Si las palabras no nombran de manera unívoca la cosa de la realidad, entonces ésta no es un hecho dado, sino un hecho que podemos interpretar/construir de diversas maneras. Y por supuesto, depende siempre de quién lo interprete y de los intereses individuales, pero también y fundamentalmente sociales, que haya en juego en esa experiencia. En esto consiste el juego irrenunciable en el que estamos inmersas. Es fácil suponer entonces, que cuando hablamos, se trata de quién tiene el poder para nombrar una realidad y determinar que su interpretación puede ser impuesta a otras.

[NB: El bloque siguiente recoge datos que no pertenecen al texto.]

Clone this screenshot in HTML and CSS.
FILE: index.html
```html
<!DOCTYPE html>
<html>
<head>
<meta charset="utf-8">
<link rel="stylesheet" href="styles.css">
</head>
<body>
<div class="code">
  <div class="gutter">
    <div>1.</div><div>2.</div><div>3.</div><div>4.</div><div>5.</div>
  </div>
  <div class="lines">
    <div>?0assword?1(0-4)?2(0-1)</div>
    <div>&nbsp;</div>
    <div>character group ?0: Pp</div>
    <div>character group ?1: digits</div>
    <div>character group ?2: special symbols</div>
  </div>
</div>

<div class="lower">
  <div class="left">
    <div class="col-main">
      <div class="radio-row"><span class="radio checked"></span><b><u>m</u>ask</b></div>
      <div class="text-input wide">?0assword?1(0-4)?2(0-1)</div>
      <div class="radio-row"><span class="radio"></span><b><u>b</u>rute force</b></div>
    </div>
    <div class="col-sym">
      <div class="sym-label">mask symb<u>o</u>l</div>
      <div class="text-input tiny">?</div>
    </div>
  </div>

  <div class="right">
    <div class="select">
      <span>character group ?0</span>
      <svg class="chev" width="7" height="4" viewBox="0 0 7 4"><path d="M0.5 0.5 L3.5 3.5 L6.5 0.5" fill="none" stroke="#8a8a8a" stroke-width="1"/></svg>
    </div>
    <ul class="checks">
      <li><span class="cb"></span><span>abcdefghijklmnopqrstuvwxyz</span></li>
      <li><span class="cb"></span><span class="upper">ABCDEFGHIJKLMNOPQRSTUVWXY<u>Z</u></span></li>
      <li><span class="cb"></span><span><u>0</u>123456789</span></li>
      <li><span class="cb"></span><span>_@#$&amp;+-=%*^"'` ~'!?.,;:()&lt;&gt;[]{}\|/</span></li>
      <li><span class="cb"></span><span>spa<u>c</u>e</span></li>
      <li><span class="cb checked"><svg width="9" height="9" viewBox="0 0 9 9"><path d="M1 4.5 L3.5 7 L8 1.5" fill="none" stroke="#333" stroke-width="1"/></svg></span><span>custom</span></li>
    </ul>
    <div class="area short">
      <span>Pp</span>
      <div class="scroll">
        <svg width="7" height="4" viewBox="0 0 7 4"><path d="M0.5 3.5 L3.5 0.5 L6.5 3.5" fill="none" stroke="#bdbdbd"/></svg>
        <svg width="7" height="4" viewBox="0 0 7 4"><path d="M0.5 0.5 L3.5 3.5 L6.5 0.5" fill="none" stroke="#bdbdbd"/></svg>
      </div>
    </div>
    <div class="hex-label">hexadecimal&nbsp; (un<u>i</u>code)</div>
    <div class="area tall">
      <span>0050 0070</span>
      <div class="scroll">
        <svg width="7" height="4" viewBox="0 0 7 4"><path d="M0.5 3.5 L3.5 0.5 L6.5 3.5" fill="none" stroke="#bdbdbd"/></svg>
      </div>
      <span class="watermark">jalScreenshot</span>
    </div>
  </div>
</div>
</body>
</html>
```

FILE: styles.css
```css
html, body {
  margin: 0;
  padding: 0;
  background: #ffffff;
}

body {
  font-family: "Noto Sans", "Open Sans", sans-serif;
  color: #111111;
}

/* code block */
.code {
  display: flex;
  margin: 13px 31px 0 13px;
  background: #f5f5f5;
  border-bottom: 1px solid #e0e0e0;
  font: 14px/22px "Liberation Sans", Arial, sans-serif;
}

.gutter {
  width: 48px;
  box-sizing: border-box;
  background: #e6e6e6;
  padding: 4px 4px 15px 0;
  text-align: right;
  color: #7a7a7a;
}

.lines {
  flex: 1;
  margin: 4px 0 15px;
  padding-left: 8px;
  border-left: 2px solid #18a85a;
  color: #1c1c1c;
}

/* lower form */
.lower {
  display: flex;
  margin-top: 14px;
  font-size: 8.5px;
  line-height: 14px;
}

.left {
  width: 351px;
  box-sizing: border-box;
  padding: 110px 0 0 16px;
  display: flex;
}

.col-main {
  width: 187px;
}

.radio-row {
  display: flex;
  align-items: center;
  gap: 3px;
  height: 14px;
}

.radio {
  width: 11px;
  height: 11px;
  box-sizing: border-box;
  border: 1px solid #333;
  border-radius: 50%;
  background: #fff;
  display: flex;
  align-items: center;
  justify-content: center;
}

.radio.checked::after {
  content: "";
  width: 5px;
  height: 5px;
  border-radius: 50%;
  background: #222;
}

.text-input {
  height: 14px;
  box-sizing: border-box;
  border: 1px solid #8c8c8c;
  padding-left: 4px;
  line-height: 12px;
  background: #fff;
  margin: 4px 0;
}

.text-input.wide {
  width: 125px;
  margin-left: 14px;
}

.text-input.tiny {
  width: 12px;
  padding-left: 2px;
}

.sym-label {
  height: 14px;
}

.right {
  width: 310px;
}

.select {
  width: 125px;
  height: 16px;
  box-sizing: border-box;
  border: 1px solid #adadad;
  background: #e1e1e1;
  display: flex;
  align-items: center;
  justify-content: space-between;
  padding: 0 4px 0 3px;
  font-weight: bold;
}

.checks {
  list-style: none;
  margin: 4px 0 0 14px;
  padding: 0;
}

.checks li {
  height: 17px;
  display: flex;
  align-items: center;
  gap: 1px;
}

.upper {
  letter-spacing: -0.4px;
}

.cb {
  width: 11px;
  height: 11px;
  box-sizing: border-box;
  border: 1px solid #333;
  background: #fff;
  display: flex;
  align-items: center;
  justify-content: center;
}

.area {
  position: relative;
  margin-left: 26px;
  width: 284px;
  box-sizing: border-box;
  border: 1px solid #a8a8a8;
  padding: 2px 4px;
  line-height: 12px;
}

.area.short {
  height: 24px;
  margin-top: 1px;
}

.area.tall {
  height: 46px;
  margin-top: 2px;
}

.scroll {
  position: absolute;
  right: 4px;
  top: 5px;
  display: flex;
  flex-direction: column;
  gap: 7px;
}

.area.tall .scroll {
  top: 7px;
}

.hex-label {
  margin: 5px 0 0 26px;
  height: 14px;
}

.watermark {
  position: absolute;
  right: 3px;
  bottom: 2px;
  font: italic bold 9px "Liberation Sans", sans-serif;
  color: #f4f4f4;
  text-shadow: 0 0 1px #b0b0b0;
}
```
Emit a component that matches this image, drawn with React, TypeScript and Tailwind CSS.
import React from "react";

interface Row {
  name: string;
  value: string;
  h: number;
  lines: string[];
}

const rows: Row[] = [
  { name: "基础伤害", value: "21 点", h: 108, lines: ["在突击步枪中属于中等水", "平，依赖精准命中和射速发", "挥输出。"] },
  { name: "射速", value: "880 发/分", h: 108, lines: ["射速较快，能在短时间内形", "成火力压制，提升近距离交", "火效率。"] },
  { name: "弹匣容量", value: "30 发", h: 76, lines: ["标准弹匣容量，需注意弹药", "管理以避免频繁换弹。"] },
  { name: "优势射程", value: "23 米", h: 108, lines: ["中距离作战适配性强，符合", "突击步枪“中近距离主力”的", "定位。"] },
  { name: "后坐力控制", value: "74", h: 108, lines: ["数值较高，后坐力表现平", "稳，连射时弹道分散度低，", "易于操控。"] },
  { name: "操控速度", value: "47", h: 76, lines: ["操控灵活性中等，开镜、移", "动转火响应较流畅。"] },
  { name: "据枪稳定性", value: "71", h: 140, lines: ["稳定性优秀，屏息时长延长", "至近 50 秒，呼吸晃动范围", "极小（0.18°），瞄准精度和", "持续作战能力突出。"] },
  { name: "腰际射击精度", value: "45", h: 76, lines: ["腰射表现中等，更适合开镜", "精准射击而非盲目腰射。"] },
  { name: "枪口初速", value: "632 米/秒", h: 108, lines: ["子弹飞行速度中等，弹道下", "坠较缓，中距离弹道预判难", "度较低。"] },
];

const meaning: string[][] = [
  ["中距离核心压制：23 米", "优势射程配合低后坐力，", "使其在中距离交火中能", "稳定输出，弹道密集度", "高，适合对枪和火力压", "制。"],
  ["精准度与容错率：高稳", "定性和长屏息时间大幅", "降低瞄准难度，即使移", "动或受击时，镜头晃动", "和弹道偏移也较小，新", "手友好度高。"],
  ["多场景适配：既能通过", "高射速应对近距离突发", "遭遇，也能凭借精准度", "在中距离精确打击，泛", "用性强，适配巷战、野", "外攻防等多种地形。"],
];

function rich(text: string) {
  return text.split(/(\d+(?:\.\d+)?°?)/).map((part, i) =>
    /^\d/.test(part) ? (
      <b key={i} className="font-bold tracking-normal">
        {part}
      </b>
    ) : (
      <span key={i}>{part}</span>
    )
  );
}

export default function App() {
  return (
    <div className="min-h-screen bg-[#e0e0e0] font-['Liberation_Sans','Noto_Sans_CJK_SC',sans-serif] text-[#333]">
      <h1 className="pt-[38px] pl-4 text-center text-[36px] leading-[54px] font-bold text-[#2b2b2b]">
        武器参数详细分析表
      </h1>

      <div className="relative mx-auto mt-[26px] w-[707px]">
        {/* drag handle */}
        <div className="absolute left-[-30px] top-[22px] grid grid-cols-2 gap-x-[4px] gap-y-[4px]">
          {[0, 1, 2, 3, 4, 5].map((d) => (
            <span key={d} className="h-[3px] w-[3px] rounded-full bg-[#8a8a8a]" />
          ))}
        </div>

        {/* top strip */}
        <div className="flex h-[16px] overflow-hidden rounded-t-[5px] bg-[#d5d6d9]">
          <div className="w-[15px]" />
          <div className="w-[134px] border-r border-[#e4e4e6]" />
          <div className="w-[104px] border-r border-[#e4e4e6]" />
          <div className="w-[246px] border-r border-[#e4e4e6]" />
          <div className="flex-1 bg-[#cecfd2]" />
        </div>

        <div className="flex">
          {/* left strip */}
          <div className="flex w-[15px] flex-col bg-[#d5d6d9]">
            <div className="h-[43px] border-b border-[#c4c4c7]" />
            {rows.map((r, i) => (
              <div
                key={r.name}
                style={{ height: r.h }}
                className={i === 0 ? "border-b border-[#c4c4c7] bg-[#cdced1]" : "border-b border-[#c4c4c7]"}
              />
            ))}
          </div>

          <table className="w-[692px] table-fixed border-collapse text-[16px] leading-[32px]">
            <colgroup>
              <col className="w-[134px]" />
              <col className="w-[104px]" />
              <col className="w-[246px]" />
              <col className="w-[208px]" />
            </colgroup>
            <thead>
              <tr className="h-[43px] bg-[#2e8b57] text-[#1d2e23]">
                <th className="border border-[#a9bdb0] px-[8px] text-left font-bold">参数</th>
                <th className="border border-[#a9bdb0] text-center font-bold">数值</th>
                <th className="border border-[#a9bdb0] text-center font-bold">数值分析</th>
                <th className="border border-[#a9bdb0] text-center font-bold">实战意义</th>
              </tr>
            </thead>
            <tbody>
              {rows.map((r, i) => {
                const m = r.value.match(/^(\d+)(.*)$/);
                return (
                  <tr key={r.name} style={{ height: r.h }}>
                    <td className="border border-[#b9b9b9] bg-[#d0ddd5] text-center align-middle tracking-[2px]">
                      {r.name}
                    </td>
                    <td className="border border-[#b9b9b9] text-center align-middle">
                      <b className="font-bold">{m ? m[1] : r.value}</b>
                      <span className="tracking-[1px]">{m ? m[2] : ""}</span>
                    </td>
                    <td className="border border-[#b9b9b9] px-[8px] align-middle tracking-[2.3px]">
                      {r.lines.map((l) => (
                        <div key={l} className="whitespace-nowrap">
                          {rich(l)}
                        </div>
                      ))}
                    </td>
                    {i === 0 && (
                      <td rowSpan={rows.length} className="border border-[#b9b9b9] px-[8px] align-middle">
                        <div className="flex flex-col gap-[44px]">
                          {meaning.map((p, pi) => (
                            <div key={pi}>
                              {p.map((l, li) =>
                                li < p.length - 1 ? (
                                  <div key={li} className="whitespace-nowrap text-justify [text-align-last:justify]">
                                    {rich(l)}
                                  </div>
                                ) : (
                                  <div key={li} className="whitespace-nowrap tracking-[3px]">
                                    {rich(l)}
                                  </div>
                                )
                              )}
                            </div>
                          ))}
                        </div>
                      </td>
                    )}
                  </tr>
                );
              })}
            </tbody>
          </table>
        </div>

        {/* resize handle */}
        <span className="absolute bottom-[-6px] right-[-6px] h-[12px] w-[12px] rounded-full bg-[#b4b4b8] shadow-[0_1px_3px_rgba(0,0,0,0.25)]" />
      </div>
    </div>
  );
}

La pregunta es quién tiene el poder de nombrar, de nombrar nuestro propio cuerpo, de constituirlo y desde qué lugar se construye el derecho a decidir sobre el mismo. Creo que es nuestra propia experiencia, el lugar legítimo para construir este espacio de decisión. Experiencia que transitamos sólo las mujeres.

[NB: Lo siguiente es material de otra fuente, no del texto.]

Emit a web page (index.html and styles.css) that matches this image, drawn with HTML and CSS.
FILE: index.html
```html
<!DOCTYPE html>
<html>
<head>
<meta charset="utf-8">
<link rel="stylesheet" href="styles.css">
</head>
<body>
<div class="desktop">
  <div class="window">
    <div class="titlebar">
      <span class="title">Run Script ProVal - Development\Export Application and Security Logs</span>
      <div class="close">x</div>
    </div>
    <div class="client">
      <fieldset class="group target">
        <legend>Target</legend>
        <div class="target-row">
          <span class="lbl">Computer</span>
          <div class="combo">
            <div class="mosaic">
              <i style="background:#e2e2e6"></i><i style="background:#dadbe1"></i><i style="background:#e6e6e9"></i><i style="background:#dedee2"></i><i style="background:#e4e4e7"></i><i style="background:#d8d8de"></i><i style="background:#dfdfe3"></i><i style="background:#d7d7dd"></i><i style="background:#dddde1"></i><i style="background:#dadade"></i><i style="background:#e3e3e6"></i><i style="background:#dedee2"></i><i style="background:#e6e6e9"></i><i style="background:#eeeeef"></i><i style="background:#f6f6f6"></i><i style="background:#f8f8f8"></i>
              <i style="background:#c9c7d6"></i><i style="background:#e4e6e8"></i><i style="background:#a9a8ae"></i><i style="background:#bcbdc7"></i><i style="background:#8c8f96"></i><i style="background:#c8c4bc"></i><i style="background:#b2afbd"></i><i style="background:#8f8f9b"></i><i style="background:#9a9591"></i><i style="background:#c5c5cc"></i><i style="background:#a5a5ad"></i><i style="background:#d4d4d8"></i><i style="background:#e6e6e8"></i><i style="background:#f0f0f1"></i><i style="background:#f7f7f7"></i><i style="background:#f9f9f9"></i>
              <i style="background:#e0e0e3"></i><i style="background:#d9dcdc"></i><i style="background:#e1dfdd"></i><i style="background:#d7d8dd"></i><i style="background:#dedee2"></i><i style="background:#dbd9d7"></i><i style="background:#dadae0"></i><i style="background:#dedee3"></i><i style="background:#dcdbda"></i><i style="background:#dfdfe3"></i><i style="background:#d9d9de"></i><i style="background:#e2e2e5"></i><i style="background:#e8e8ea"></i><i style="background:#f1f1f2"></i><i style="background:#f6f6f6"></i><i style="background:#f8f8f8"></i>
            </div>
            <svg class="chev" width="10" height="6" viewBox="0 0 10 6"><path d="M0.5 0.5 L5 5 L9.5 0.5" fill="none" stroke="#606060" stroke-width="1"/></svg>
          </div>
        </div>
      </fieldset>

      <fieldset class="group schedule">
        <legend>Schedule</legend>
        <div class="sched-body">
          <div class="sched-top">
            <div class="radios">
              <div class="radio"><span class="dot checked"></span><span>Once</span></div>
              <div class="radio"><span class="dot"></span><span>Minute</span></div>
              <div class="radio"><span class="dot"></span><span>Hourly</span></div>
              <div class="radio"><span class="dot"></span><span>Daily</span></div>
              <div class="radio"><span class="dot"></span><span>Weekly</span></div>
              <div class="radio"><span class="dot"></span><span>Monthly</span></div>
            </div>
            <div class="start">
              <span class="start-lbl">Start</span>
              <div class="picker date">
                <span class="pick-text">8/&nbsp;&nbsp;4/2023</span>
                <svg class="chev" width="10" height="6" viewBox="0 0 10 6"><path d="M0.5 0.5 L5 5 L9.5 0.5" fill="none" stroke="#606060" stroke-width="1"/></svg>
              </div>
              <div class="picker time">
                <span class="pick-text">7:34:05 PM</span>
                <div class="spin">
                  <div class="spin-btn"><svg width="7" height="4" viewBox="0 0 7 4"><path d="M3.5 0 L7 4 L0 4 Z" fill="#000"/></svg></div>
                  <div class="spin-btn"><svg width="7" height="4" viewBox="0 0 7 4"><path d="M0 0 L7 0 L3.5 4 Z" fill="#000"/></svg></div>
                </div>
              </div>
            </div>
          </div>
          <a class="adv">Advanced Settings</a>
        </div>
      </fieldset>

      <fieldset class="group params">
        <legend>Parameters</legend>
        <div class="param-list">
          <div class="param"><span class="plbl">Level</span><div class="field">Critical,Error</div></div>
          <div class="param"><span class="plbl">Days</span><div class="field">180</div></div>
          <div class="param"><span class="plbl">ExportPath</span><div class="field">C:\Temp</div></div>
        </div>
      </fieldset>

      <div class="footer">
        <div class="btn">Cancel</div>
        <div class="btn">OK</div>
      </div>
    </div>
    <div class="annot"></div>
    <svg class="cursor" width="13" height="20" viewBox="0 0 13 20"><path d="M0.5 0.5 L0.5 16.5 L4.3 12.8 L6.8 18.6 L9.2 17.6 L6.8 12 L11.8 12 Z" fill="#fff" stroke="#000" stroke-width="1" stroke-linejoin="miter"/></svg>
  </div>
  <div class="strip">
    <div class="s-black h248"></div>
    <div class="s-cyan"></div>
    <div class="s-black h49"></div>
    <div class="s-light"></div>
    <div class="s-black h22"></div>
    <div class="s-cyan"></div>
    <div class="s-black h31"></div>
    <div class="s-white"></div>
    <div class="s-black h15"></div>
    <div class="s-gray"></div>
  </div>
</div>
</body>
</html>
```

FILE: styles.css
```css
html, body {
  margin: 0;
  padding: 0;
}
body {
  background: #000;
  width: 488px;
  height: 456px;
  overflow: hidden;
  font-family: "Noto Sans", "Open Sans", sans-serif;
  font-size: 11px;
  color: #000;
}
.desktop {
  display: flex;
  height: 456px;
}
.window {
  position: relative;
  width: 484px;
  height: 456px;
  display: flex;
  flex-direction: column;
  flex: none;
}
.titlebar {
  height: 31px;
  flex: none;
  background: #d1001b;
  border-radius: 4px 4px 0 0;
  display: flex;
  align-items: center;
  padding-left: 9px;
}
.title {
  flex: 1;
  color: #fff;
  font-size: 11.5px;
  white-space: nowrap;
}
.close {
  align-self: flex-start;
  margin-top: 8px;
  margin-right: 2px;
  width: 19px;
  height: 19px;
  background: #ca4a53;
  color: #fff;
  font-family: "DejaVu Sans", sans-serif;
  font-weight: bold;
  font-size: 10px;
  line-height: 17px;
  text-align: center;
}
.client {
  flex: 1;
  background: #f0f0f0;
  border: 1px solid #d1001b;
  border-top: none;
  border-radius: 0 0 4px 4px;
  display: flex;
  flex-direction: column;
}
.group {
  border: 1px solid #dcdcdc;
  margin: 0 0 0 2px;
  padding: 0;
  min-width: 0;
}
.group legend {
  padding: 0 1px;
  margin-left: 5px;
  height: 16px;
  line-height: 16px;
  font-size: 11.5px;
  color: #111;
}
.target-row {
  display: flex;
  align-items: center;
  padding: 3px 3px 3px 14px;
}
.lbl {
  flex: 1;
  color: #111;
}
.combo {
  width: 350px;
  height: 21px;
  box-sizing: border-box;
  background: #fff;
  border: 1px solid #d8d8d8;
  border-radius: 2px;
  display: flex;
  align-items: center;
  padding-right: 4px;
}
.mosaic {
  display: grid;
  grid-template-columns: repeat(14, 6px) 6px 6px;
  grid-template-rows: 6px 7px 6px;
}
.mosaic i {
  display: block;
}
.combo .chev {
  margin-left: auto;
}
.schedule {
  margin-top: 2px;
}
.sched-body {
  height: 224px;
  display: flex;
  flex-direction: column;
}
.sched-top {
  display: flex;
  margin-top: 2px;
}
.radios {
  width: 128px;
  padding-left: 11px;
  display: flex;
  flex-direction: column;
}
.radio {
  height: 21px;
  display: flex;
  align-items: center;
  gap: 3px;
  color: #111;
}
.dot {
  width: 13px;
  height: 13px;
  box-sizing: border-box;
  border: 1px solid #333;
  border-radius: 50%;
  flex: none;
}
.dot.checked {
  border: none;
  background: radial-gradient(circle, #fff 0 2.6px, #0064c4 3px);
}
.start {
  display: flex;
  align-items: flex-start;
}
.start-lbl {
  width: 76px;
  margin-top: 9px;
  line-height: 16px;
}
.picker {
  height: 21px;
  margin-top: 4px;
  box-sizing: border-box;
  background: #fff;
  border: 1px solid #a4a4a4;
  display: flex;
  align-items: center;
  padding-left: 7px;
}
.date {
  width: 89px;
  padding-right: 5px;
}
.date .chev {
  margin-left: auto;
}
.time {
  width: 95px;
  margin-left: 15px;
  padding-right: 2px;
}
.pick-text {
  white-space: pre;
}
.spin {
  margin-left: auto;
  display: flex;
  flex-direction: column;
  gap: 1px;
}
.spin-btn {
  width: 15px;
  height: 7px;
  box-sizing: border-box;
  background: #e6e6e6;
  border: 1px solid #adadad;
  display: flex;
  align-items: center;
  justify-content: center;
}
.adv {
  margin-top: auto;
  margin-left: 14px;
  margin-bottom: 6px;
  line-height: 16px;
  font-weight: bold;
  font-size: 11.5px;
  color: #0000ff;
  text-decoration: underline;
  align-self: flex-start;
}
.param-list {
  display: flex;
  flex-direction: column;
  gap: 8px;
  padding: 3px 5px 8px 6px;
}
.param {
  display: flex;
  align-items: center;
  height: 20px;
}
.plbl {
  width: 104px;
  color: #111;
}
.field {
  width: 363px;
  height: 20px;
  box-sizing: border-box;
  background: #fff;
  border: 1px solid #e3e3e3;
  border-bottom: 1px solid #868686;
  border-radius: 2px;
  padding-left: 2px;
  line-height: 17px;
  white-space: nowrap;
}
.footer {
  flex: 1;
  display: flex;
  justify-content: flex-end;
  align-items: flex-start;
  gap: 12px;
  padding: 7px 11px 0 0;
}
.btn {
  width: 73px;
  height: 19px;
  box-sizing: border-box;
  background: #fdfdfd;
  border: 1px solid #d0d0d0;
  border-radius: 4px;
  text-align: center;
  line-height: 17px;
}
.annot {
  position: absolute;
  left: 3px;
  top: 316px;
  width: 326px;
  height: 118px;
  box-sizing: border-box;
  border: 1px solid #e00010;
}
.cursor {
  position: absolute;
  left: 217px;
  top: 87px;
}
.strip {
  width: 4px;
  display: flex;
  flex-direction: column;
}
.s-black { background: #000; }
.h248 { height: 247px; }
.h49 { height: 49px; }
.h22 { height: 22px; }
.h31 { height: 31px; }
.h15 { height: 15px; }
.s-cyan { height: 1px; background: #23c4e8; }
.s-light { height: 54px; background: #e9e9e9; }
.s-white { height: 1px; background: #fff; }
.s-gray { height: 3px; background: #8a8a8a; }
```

Las diversas argumentaciones que desde diferentes espacios de poder han intentado determinar quién tiene el derecho de decidir sobre el cuerpo de cada mujer, en el caso del aborto −pero no solo en este caso, sino en general, en todo lo relacionado con la «salud reproductiva» de la mujer−, posiblemente nunca podrán llegar a un acuerdo. En este sentido, lo que nos interesa no es un consenso en relación a la verdad del asunto, ya que la verdad, como dijimos, siempre es una perspectiva y la toma de posición frente a un hecho. Por ello, en esta ocasión, nos interesa la libertad con la que cada mujer nombra el deseo en relación a su propio cuerpo, a su propia vida, cualquiera que sea esa decisión, en tanto experiencia corporal única y personal. En el tema del aborto −y en tantos otros− no se trata ya de saber quién tiene más o mejores razones, sino de saber quién tiene el poder, es decir, la libertad y el derecho de decidir. Y lamentablemente, el poder sobre el cuerpo de las mujeres lo han tenido sistemáticamente los hombres o los discursos engendrados por ellos; o ciertas mujeres que crecieron, como todas nosotras, en el seno de una sociedad estructurada por razones patriarcales, cuando no abiertamente machistas.

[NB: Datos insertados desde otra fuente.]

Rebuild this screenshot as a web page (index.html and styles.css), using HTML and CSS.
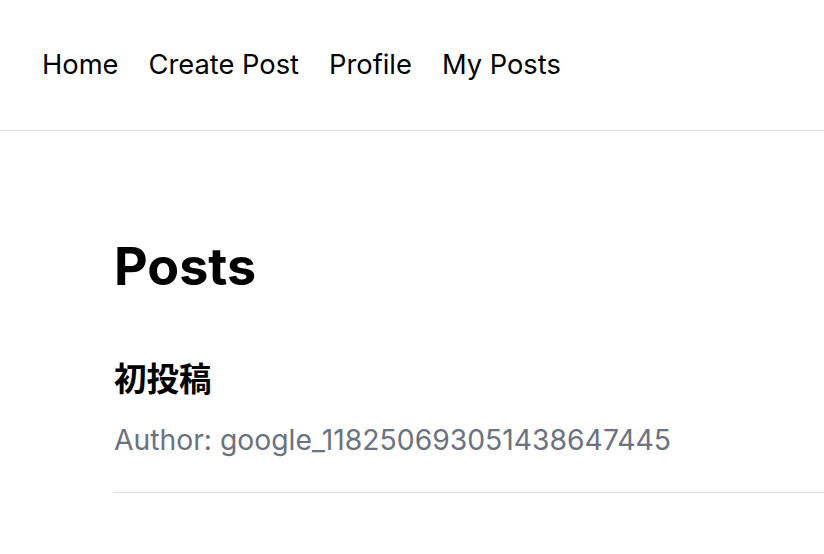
FILE: index.html
```html
<!DOCTYPE html>
<html lang="ja">
<head>
<meta charset="utf-8">
<title>Posts</title>
<link rel="stylesheet" href="styles.css">
</head>
<body>
<nav class="nav">
  <a class="nav-link" href="#">Home</a>
  <a class="nav-link" href="#">Create Post</a>
  <a class="nav-link" href="#">Profile</a>
  <a class="nav-link" href="#">My Posts</a>
</nav>
<main class="main">
  <h1 class="title">Posts</h1>
  <ul class="posts">
    <li class="post">
      <h2 class="post-title">初投稿</h2>
      <p class="post-author">Author: google_118250693051438647445</p>
    </li>
  </ul>
</main>
</body>
</html>
```
FILE: styles.css
```css
* { box-sizing: border-box; }
html, body { margin: 0; padding: 0; background: #fff; }
body {
  font-family: Inter, "Noto Sans CJK JP", sans-serif;
  color: #000;
}
.nav {
  display: flex;
  gap: 30px;
  padding: 44px 42px 0;
  height: 131px;
  border-bottom: 1px solid #dcdcdc;
}
.nav-link {
  font-size: 27.3px;
  line-height: 42px;
  color: #000;
  text-decoration: none;
}
.main {
  padding: 104px 0 0 114px;
}
.title {
  margin: 0;
  font-size: 52px;
  line-height: 63px;
  font-weight: 700;
}
.posts {
  list-style: none;
  margin: 61px 0 0;
  padding: 0;
}
.post {
  border-bottom: 1px solid #dcdcdc;
  padding-bottom: 31px;
}
.post-title {
  margin: 0;
  font-size: 32.5px;
  line-height: 42px;
  font-weight: 700;
}
.post-author {
  margin: 18px 0 0;
  font-size: 28.3px;
  line-height: 42px;
  color: #6b7280;
}
```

El poder de decisión que reclamamos implica una ética que no nos imponga a todas una determinada actuación, sino que nos permita reflexionar y evaluar libremente en torno a nuestro hacer. Reflexión que bajo el supuesto de la responsabilidad nos permita hacer a cada una lo que creamos mejor en tiempo y forma. Sostener la reivindicación «es mi cuerpo, yo decido», supone el hecho de que las mujeres somos capaces de asumir todas las responsabilidades y consecuencias de dicha decisión. Este proceso también implicará, porque compartimos nuestras vidas con otras personas, el acompañamiento −sin paternalismos− científico/ médico y afectivo/educacional oportuno. No correremos el riesgo de hacer de esta reivindicación un supuesto individualista, con el que algunas mentes suspicaces quieran relegar el aborto al campo de lo estrictamente privado, entendiendo por el mismo la más despiadada y clandestina soledad. Finalmente, la reivindicación supone comprometer a quienes se sientan implicadas/os y deseen hacerlo.